#### Data lines
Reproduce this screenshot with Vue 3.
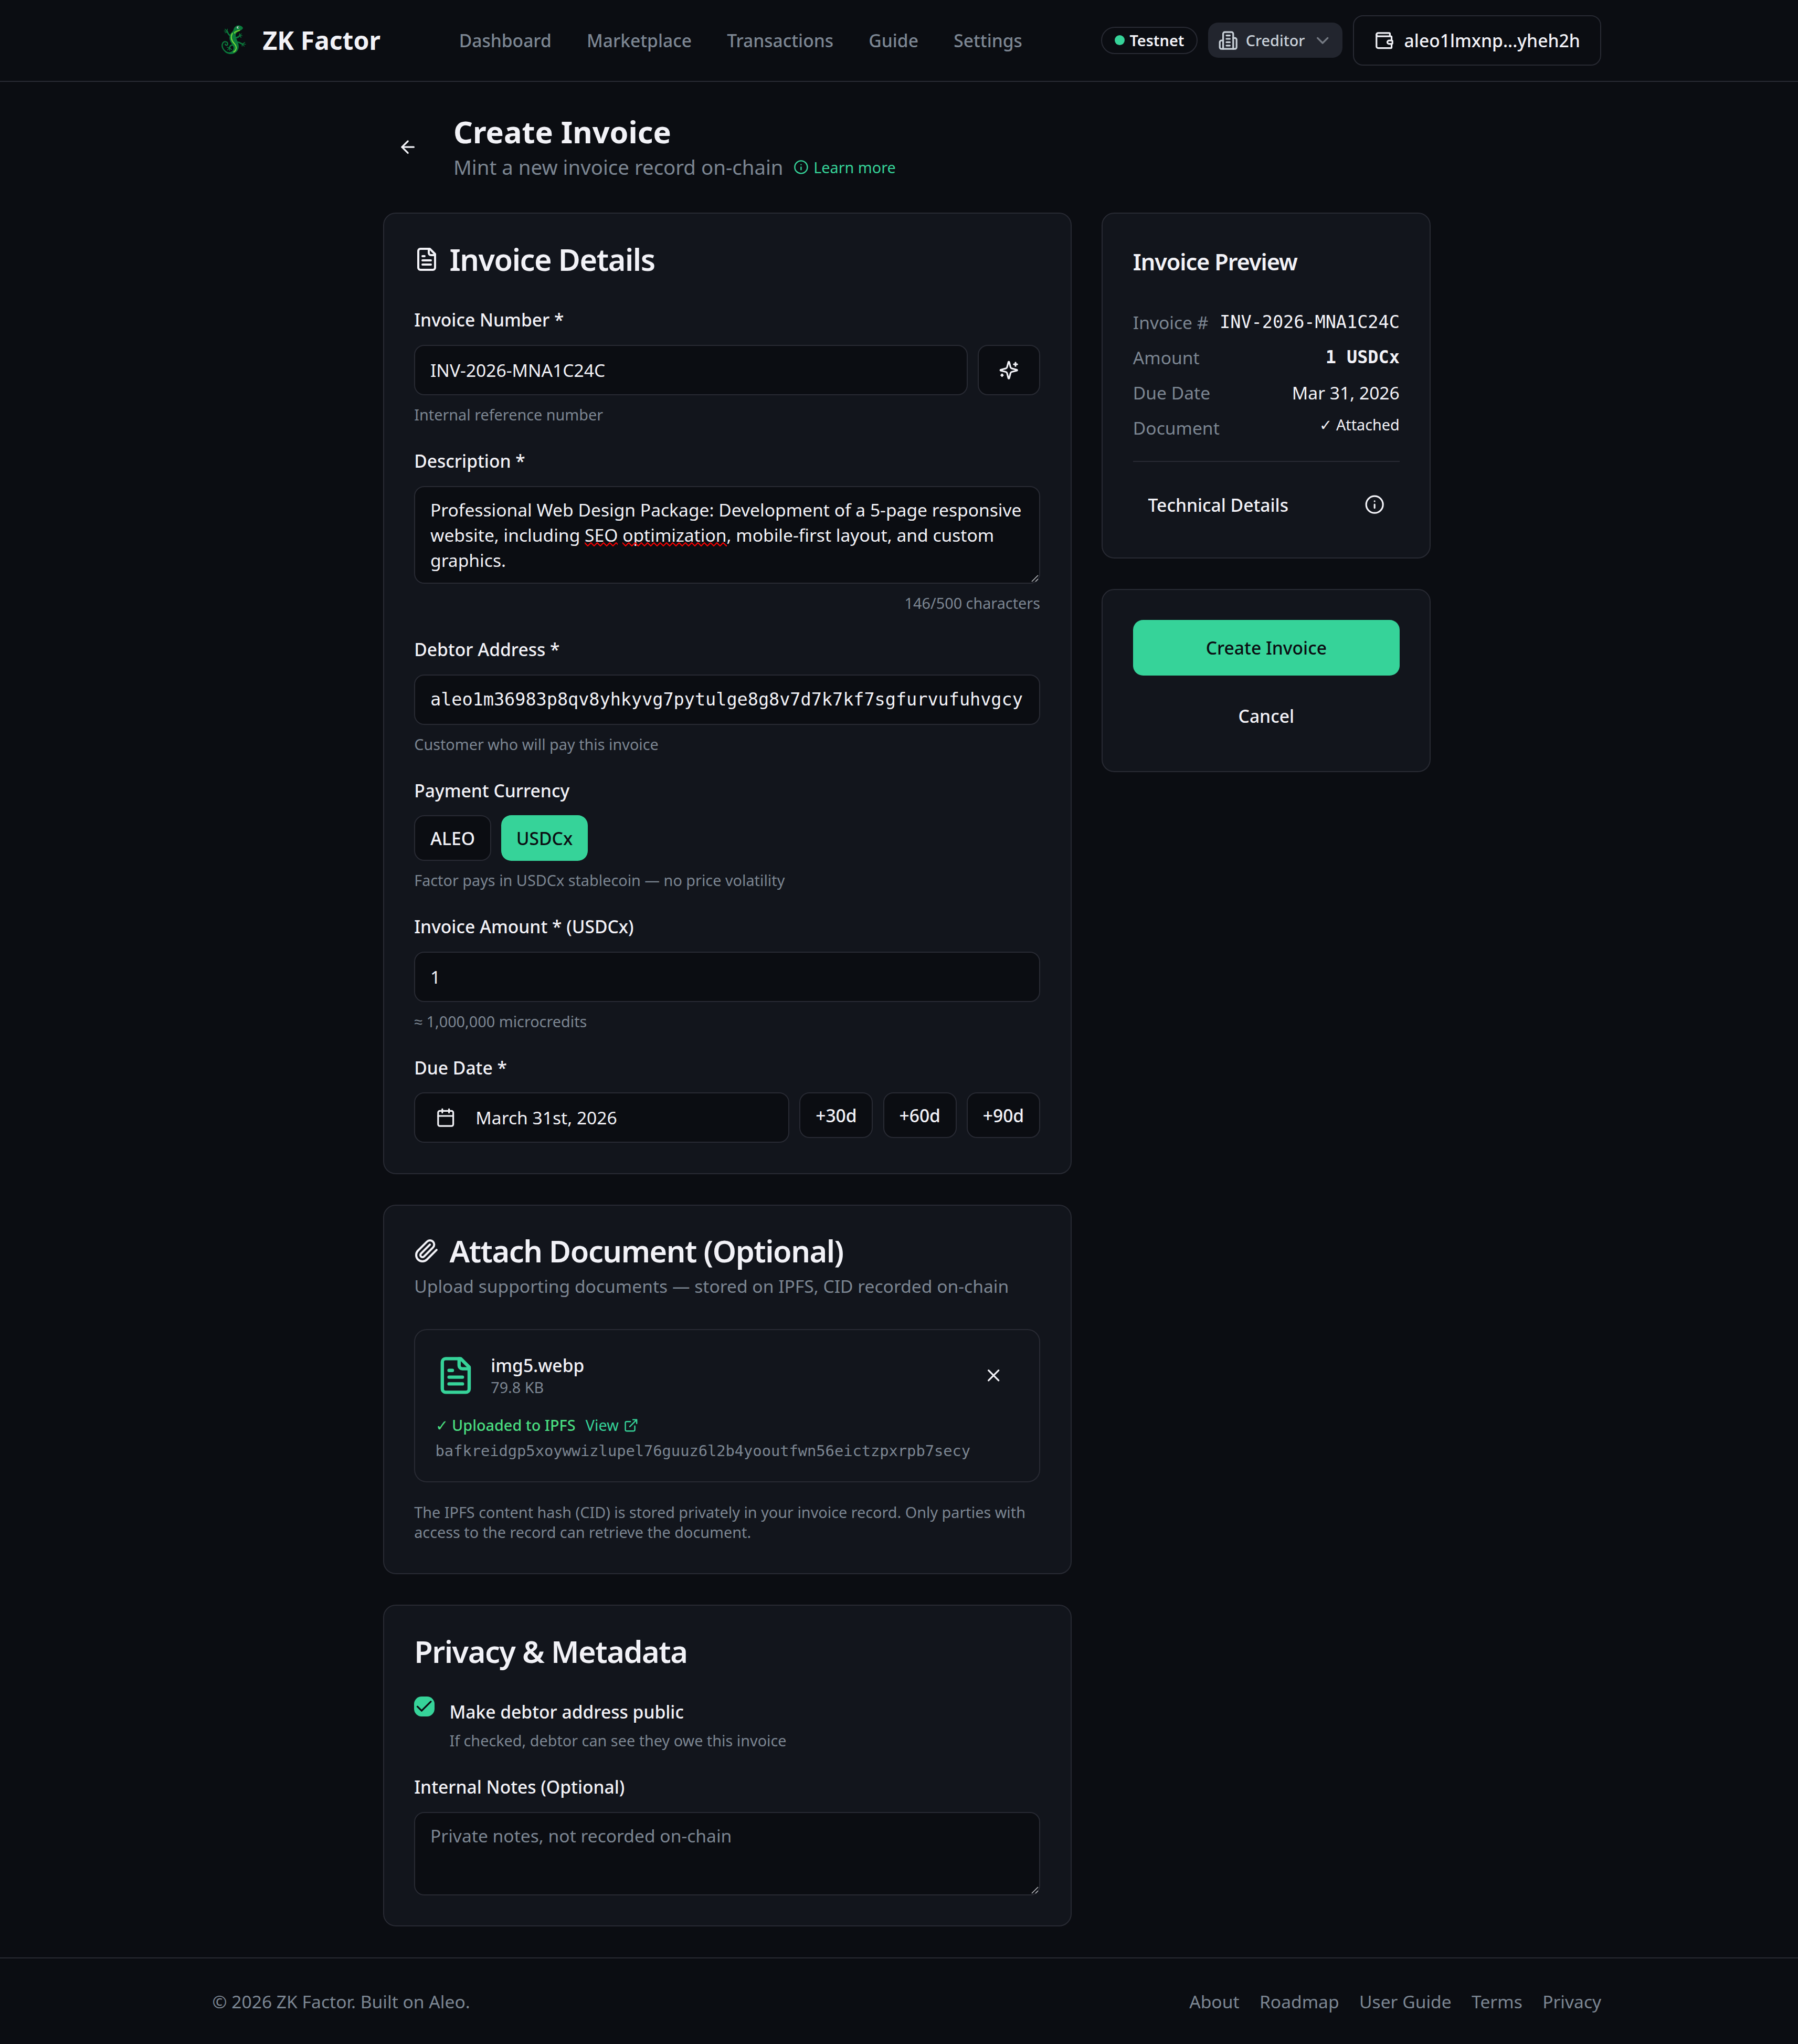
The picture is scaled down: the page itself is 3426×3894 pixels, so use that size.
<script setup>
const navLinks = ['Dashboard', 'Marketplace', 'Transactions', 'Guide', 'Settings']
const footerLinks = ['About', 'Roadmap', 'User Guide', 'Terms', 'Privacy']
const quickDates = ['+30d', '+60d', '+90d']
</script>

<template>
  <div class="page">
    <header class="header">
      <div class="container header-row">
        <div class="brand">
          <svg class="logo" viewBox="3.2 8.6 76.8 76.8" fill="none" stroke-linecap="round" stroke-linejoin="round">
            <g stroke="#0b7a3c" stroke-width="2.6">
              <path d="M40 38 C36 39 33 36 31.500 31" />
              <path d="M47 42 C51 43 53 41 55 38.500" />
              <path d="M50 51 C54 50 56 53 60 54.500" />
              <path d="M44 57 C39 55 36 58 35.500 62" />
            </g>
            <g stroke="#0b7a3c" stroke-width="1.4">
              <path d="M31.500 31 L25.500 29.500 M31 30 L27 26 M31 30 L31.500 26 M31.500 32 L27 33" />
              <path d="M55 38.500 L54.500 34.500 M55 38.500 L58 35 M55 38.500 L59.500 38.500 M55 38.500 L57.500 42" />
              <path d="M60 54.500 L64.500 51.500 M60 54.500 L66 55 M60 54.500 L63.500 58.500 M60 54.500 L59.500 58.500" />
              <path d="M35.500 62 L31 60.500 M35.500 62 L32 65.500 M35.500 62 L36 67 M35.500 62 L39.500 65" />
            </g>
            <path stroke="#0b7a3c" stroke-width="2.300" d="M34 71.500 C24 69 19.500 59 22.500 53 C25 48.500 32 49.500 32 54 C32 57.500 27.500 57.500 27.500 54.800" />
            <path fill="#0b7a3c" d="M43 28 C44 22 49 18.500 54 19 C58 19.500 61 22 61.200 24 C60 27.500 55 29 51.500 31 C47.500 33.500 46.500 37 48 42 C49.500 47.500 53.500 53 53 60 C52.500 68 46 73.500 38 73.500 C32 73.500 28 71 26 68.500 C31 71 37 71 41 67.500 C46 63 42 57 38.500 52 C34.500 46 34 37 40.500 31.500 Z" />
            <path stroke="#6bd12f" stroke-width="2.300" d="M54.500 28.500 C47 30.500 43.500 33 45.500 33.500" />
            <path stroke="#7be036" stroke-width="1.900" d="M41 34 C36.500 42 40 49 45 54 C50 60 49 66 43.500 69.500" />
            <circle cx="51.500" cy="23" r="2.200" fill="#cfe6d8" />
            <circle cx="52.300" cy="23.200" r="1" fill="#123524" />
          </svg>
          <span class="brand-name">ZK Factor</span>
        </div>
        <nav class="nav">
          <a v-for="l in navLinks" :key="l">{{ l }}</a>
        </nav>
        <div class="header-right">
          <span class="badge"><i class="dot"></i>Testnet</span>
          <span class="role">
            <svg class="i16" viewBox="0 0 24 24"><path d="M6 22V4a2 2 0 0 1 2-2h8a2 2 0 0 1 2 2v18Z" /><path d="M6 12H4a2 2 0 0 0-2 2v6a2 2 0 0 0 2 2h2" /><path d="M18 9h2a2 2 0 0 1 2 2v9a2 2 0 0 1-2 2h-2" /><path d="M10 6h4M10 10h4M10 14h4M10 18h4" /></svg>
            <span>Creditor</span>
            <svg class="i16 chev" viewBox="0 0 24 24"><path d="m6 9 6 6 6-6" /></svg>
          </span>
          <button class="btn outline wallet">
            <svg class="i16" viewBox="0 0 24 24"><path d="M19 7V4a1 1 0 0 0-1-1H5a2 2 0 0 0 0 4h15a1 1 0 0 1 1 1v4h-3a2 2 0 0 0 0 4h3a1 1 0 0 0 1-1v-2a1 1 0 0 0-1-1" /><path d="M3 5v14a2 2 0 0 0 2 2h15a1 1 0 0 0 1-1v-4" /></svg>
            aleo1lmxnp...yheh2h
          </button>
        </div>
      </div>
    </header>

    <main class="main">
      <div class="title-row">
        <button class="btn back">
          <svg class="i16" viewBox="0 0 24 24"><path d="m12 19-7-7 7-7" /><path d="M19 12H5" /></svg>
        </button>
        <div>
          <h1>Create Invoice</h1>
          <p class="subtitle">
            Mint a new invoice record on-chain
            <a class="learn">
              <svg class="i12" viewBox="0 0 24 24"><circle cx="12" cy="12" r="10" /><path d="M12 16v-4M12 8h.01" /></svg>Learn more
            </a>
          </p>
        </div>
      </div>

      <div class="grid">
        <div class="col-main">
          <section class="card">
            <h2>
              <svg class="i20" viewBox="0 0 24 24"><path d="M15 2H6a2 2 0 0 0-2 2v16a2 2 0 0 0 2 2h12a2 2 0 0 0 2-2V7Z" /><path d="M14 2v4a2 2 0 0 0 2 2h4" /><path d="M10 9H8M16 13H8M16 17H8" /></svg>
              Invoice Details
            </h2>
            <div class="fields">
              <div class="field">
                <div class="label"><label>Invoice Number *</label></div>
                <div class="row">
                  <div class="input grow">INV-2026-MNA1C24C</div>
                  <button class="btn outline">
                    <svg class="i16" viewBox="0 0 24 24"><path d="M9.937 15.500A2 2 0 0 0 8.500 14.063l-6.135-1.582a.5.5 0 0 1 0-.962L8.500 9.936A2 2 0 0 0 9.937 8.500l1.582-6.135a.5.5 0 0 1 .963 0L14.063 8.500A2 2 0 0 0 15.500 9.937l6.135 1.581a.5.5 0 0 1 0 .964L15.500 14.063a2 2 0 0 0-1.437 1.437l-1.582 6.135a.5.5 0 0 1-.963 0z" /><path d="M20 3v4M22 5h-4M4 17v2M5 18H3" /></svg>
                  </button>
                </div>
                <p class="hint">Internal reference number</p>
              </div>

              <div class="field">
                <div class="label"><label>Description *</label></div>
                <div class="textarea rows-3">
                  Professional Web Design Package: Development of a 5-page responsive website, including <span class="misspelled">SEO<svg class="squiggle"><use href="#zigzag" /></svg></span> <span class="misspelled">optimization<svg class="squiggle"><use href="#zigzag" /></svg></span>, mobile-first layout, and custom graphics.
                  <svg class="grip" viewBox="0 0 14 14"><path d="M1 13 L13 1 M8 13 L13 8" /></svg>
                </div>
                <p class="hint right">146/500 characters</p>
              </div>

              <div class="field">
                <div class="label"><label>Debtor Address *</label></div>
                <div class="input mono">aleo1m36983p8qv8yhkyvg7pytulge8g8v7d7k7kf7sgfurvufuhvgcy</div>
                <p class="hint">Customer who will pay this invoice</p>
              </div>

              <div class="field">
                <div class="label"><label>Payment Currency</label></div>
                <div class="row">
                  <button class="btn sm outline">ALEO</button>
                  <button class="btn sm primary">USDCx</button>
                </div>
                <p class="hint">Factor pays in USDCx stablecoin — no price volatility</p>
              </div>

              <div class="field">
                <div class="label"><label>Invoice Amount * (USDCx)</label></div>
                <div class="input">1</div>
                <p class="hint">≈ 1,000,000 microcredits</p>
              </div>

              <div class="field">
                <div class="label"><label>Due Date *</label></div>
                <div class="row">
                  <button class="btn outline grow date">
                    <svg class="i16" viewBox="0 0 24 24"><path d="M8 2v4M16 2v4" /><rect width="18" height="18" x="3" y="4" rx="2" /><path d="M3 10h18" /></svg>
                    March 31st, 2026
                  </button>
                  <button v-for="d in quickDates" :key="d" class="btn sm outline">{{ d }}</button>
                </div>
              </div>
            </div>
          </section>

          <section class="card">
            <h2>
              <svg class="i20" viewBox="0 0 24 24"><path d="m21.440 11.050-9.190 9.190a6 6 0 0 1-8.490-8.490l8.570-8.570A4 4 0 1 1 18 8.840l-8.590 8.570a2 2 0 0 1-2.830-2.830l8.490-8.480" /></svg>
              Attach Document (Optional)
            </h2>
            <p class="card-desc">Upload supporting documents — stored on IPFS, CID recorded on-chain</p>
            <div class="file-box">
              <div class="file-row">
                <svg class="i32" viewBox="0 0 24 24"><path d="M15 2H6a2 2 0 0 0-2 2v16a2 2 0 0 0 2 2h12a2 2 0 0 0 2-2V7Z" /><path d="M14 2v4a2 2 0 0 0 2 2h4" /><path d="M10 9H8M16 13H8M16 17H8" /></svg>
                <div class="grow">
                  <p class="file-name">img5.webp</p>
                  <p class="hint">79.8 KB</p>
                </div>
                <button class="btn back">
                  <svg class="i16" viewBox="0 0 24 24"><path d="M18 6 6 18M6 6l12 12" /></svg>
                </button>
              </div>
              <div class="ipfs-row">
                <span class="uploaded">✓ Uploaded to IPFS</span>
                <a class="view">View<svg class="i12" viewBox="0 0 24 24"><path d="M15 3h6v6M10 14 21 3" /><path d="M18 13v6a2 2 0 0 1-2 2H5a2 2 0 0 1-2-2V8a2 2 0 0 1 2-2h6" /></svg></a>
              </div>
              <p class="hint mono cid">bafkreidgp5xoywwizlupel76guuz6l2b4yooutfwn56eictzpxrpb7secy</p>
            </div>
            <p class="hint note">The IPFS content hash (CID) is stored privately in your invoice record. Only parties with access to the record can retrieve the document.</p>
          </section>

          <section class="card">
            <h2>Privacy &amp; Metadata</h2>
            <div class="fields">
              <div class="check-row">
                <span class="checkbox"><svg class="i16" viewBox="0 0 24 24"><path d="M20 6 9 17l-5-5" /></svg></span>
                <div>
                  <div class="label"><label>Make debtor address public</label></div>
                  <p class="hint check-hint">If checked, debtor can see they owe this invoice</p>
                </div>
              </div>
              <div class="field">
                <div class="label"><label>Internal Notes (Optional)</label></div>
                <div class="textarea notes">
                  Private notes, not recorded on-chain
                  <svg class="grip" viewBox="0 0 14 14"><path d="M1 13 L13 1 M8 13 L13 8" /></svg>
                </div>
              </div>
            </div>
          </section>
        </div>

        <aside class="col-side">
          <section class="card">
            <h3>Invoice Preview</h3>
            <dl class="preview">
              <div><dt>Invoice #</dt><dd class="mono">INV-2026-MNA1C24C</dd></div>
              <div><dt>Amount</dt><dd class="mono strong">1 USDCx</dd></div>
              <div><dt>Due Date</dt><dd>Mar 31, 2026</dd></div>
              <div><dt>Document</dt><dd class="small">✓ Attached</dd></div>
            </dl>
            <div class="separator"></div>
            <button class="btn sm tech">
              Technical Details
              <svg class="i16" viewBox="0 0 24 24"><circle cx="12" cy="12" r="10" /><path d="M12 16v-4M12 8h.01" /></svg>
            </button>
          </section>
          <section class="card actions">
            <button class="btn lg primary">Create Invoice</button>
            <button class="btn">Cancel</button>
          </section>
        </aside>
      </div>
    </main>

    <footer class="footer">
      <div class="container footer-row">
        <p>© 2026 ZK Factor. Built on Aleo.</p>
        <div class="footer-links"><a v-for="l in footerLinks" :key="l">{{ l }}</a></div>
      </div>
    </footer>

    <svg class="defs">
      <defs>
        <pattern id="zig" width="12" height="8" patternUnits="userSpaceOnUse">
          <path d="M-1 0 L0 1 L6 7 L12 1 L13 0" fill="none" stroke="#f00" stroke-width="2" />
        </pattern>
        <rect id="zigzag" width="400" height="8" fill="url(#zig)" />
      </defs>
    </svg>
  </div>
</template>

<style>
html { font-size: 38.4px; background: #0b0d12; }
body { overflow-x: hidden; }
</style>

<style scoped>
* { box-sizing: border-box; margin: 0; padding: 0; }
.page {
  min-height: 3894px;
  background: #0b0d12;
  color: #f2f2f7;
  font-family: "Noto Sans", sans-serif;
  font-size: 1rem;
  line-height: 1.5rem;
  display: flex;
  flex-direction: column;
}
svg { flex: none; display: block; }
.i12, .i16, .i20, .i32 { fill: none; stroke: currentColor; stroke-width: 2; stroke-linecap: round; stroke-linejoin: round; }
.i12 { width: .75rem; height: .75rem; }
.i16 { width: 1rem; height: 1rem; }
.i20 { width: 1.25rem; height: 1.25rem; }
.i32 { width: 2rem; height: 2rem; color: #36d399; }
.defs { position: absolute; width: 0; height: 0; }
.grow { flex: 1; min-width: 0; }
.mono { font-family: "DejaVu Sans Mono", monospace; letter-spacing: -.002em; }

.container { width: 2646.6px; margin-left: 404.6px; }
.header { border-bottom: 2px solid #282a33; }
.header-row { height: 4rem; display: flex; align-items: center; justify-content: space-between; }
.brand { display: flex; align-items: center; gap: .5rem; }
.logo { width: 2rem; height: 2rem; }
.brand-name { font-size: 1.25rem; font-weight: 700; line-height: 1.75rem; }
.nav { display: flex; gap: .25rem; margin-top: 2px; font-size: .875rem; font-weight: 500; color: #7c8692; }
.nav a { padding: 0 .75rem; }
.header-right { display: flex; align-items: center; gap: .5rem; }
.badge {
  display: flex; align-items: center; gap: .25rem;
  padding: .125rem .625rem; border: 2px solid #282a33; border-radius: 99px;
  font-size: .75rem; line-height: 1rem; font-weight: 600;
}
.dot { width: .5rem; height: .5rem; border-radius: 50%; background: #36d399; }
.role {
  display: flex; align-items: center; gap: .375rem; height: 1.75rem; padding: 0 .5rem;
  border-radius: .5rem; background: #22252e; color: #c9d1d9;
  font-size: .75rem; font-weight: 500;
}
.chev { opacity: .5; }

.btn {
  display: flex; align-items: center; justify-content: center; gap: .5rem; flex: none;
  height: 2.5rem; padding: 0 1rem; border: 0; border-radius: .5rem; background: none;
  color: #f2f2f7; font-family: inherit; font-size: .875rem; font-weight: 500; line-height: 1.25rem;
  white-space: nowrap;
}
.btn.outline { border: 2px solid #282a33; background: #0b0d12; }
.btn.sm { height: 2.25rem; padding: 0 .75rem; }
.btn.lg { height: 2.75rem; }
.btn.primary { background: #36d399; color: #0b0d12; }
.btn.back { width: 2.5rem; padding: 0; }
.btn.grow { flex: 1; }
.btn.date { justify-content: flex-start; gap: 1rem; font-weight: 400; }
.btn.tech { width: 100%; justify-content: space-between; }

.main { width: 52rem; margin-left: 19rem; padding: 1.5rem 0 0; flex: 1; }
.title-row { display: flex; align-items: center; gap: 1rem; margin-bottom: 1.5rem; }
h1 { font-size: 1.5rem; line-height: 2rem; font-weight: 700; }
.subtitle { color: #7c8692; display: flex; align-items: center; gap: .5rem; }
.learn { display: flex; align-items: center; gap: .25rem; font-size: .75rem; line-height: 1rem; color: #36d399; }

.grid { display: flex; gap: 1.5rem; align-items: flex-start; }
.col-main { width: 1312px; display: flex; flex-direction: column; gap: 1.5rem; }
.col-side { flex: 1; display: flex; flex-direction: column; gap: 1.5rem; }
.card { border: 2px solid #282a33; border-radius: .625rem; background: #12151c; padding: 1.5rem; }
h2 {
  display: flex; align-items: center; gap: .5rem;
  font-size: 1.5rem; line-height: 1.5rem; font-weight: 600; letter-spacing: -.025em;
}
h3 { font-size: 1.125rem; line-height: 1.75rem; font-weight: 600; letter-spacing: -.025em; }
.card-desc { margin-top: .375rem; font-size: .875rem; line-height: 1.25rem; color: #7c8692; }
.fields { margin-top: 1.5rem; display: flex; flex-direction: column; gap: 1rem; }
.field { display: flex; flex-direction: column; gap: .5rem; }
.label { height: 1.5rem; margin-top: -1px; margin-bottom: 1px; }
label { font-size: .875rem; line-height: 1; font-weight: 500; }
.row { display: flex; gap: .5rem; align-items: flex-start; }
.input, .textarea {
  border: 2px solid #282a33; border-radius: .5rem; background: #0b0d12;
  padding: .5rem .75rem; font-size: .875rem; line-height: 1.25rem;
}
.input { height: 2.5rem; display: flex; align-items: center; white-space: nowrap; overflow: hidden; }
.textarea { position: relative; }
.rows-3 { height: 186.4px; }
.notes { height: 159px; color: #7c8692; }
.grip { position: absolute; right: 1px; bottom: 1px; width: 14px; height: 14px; stroke: #b9bbc0; stroke-width: 1.6; }
.misspelled { position: relative; }
.squiggle { position: absolute; left: 0; bottom: 1px; width: 100%; height: 8px; overflow: hidden; }
.hint { margin-top: -1px; margin-bottom: 1px; font-size: .75rem; line-height: 1rem; color: #7c8692; }
.right { text-align: right; }

.file-box { margin-top: 1.5rem; border: 2px solid #282a33; border-radius: .625rem; padding: 1rem; }
.file-row { display: flex; align-items: center; gap: .75rem; }
.file-name { font-size: .875rem; line-height: 1.25rem; font-weight: 500; }
.ipfs-row { display: flex; gap: .5rem; margin: calc(.75rem - 1px) 0 1px; font-size: .75rem; line-height: 1rem; }
.uploaded { color: #4ade80; font-weight: 500; }
.view { display: flex; align-items: center; gap: .25rem; color: #36d399; }
.cid { margin: calc(.25rem + 1px) 0 0; }
.note { margin-top: 1rem; }

.check-row { display: flex; gap: .75rem; align-items: flex-start; }
.checkbox { width: 1rem; height: 1rem; border-radius: .375rem; background: #36d399; color: #0b0d12; }
.check-hint { margin-top: calc(.25rem - 1px); }

.preview { margin-top: 1.5rem; display: flex; flex-direction: column; gap: .5rem; font-size: .875rem; line-height: 1.25rem; }
.preview div { display: flex; justify-content: space-between; }
.preview dt { color: #7c8692; }
.strong { font-weight: 700; }
.small { margin-top: -1px; font-size: .75rem; line-height: 1rem; }
.separator { height: 2px; background: #282a33; margin: 1rem 0 calc(1rem + .4px); }
.actions { display: flex; flex-direction: column; gap: .75rem; }

.footer { border-top: 2px solid #282a33; padding: calc(1.5rem + 1px) 0 calc(1.5rem - 1px); color: #7c8692; font-size: .875rem; line-height: 1.25rem; }
.footer-row { display: flex; justify-content: space-between; }
.footer-links { display: flex; gap: 1rem; }
</style>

#### Directions for this task
Reply with nothing except the number of lines in the listing above that include "page".

#### The reply
4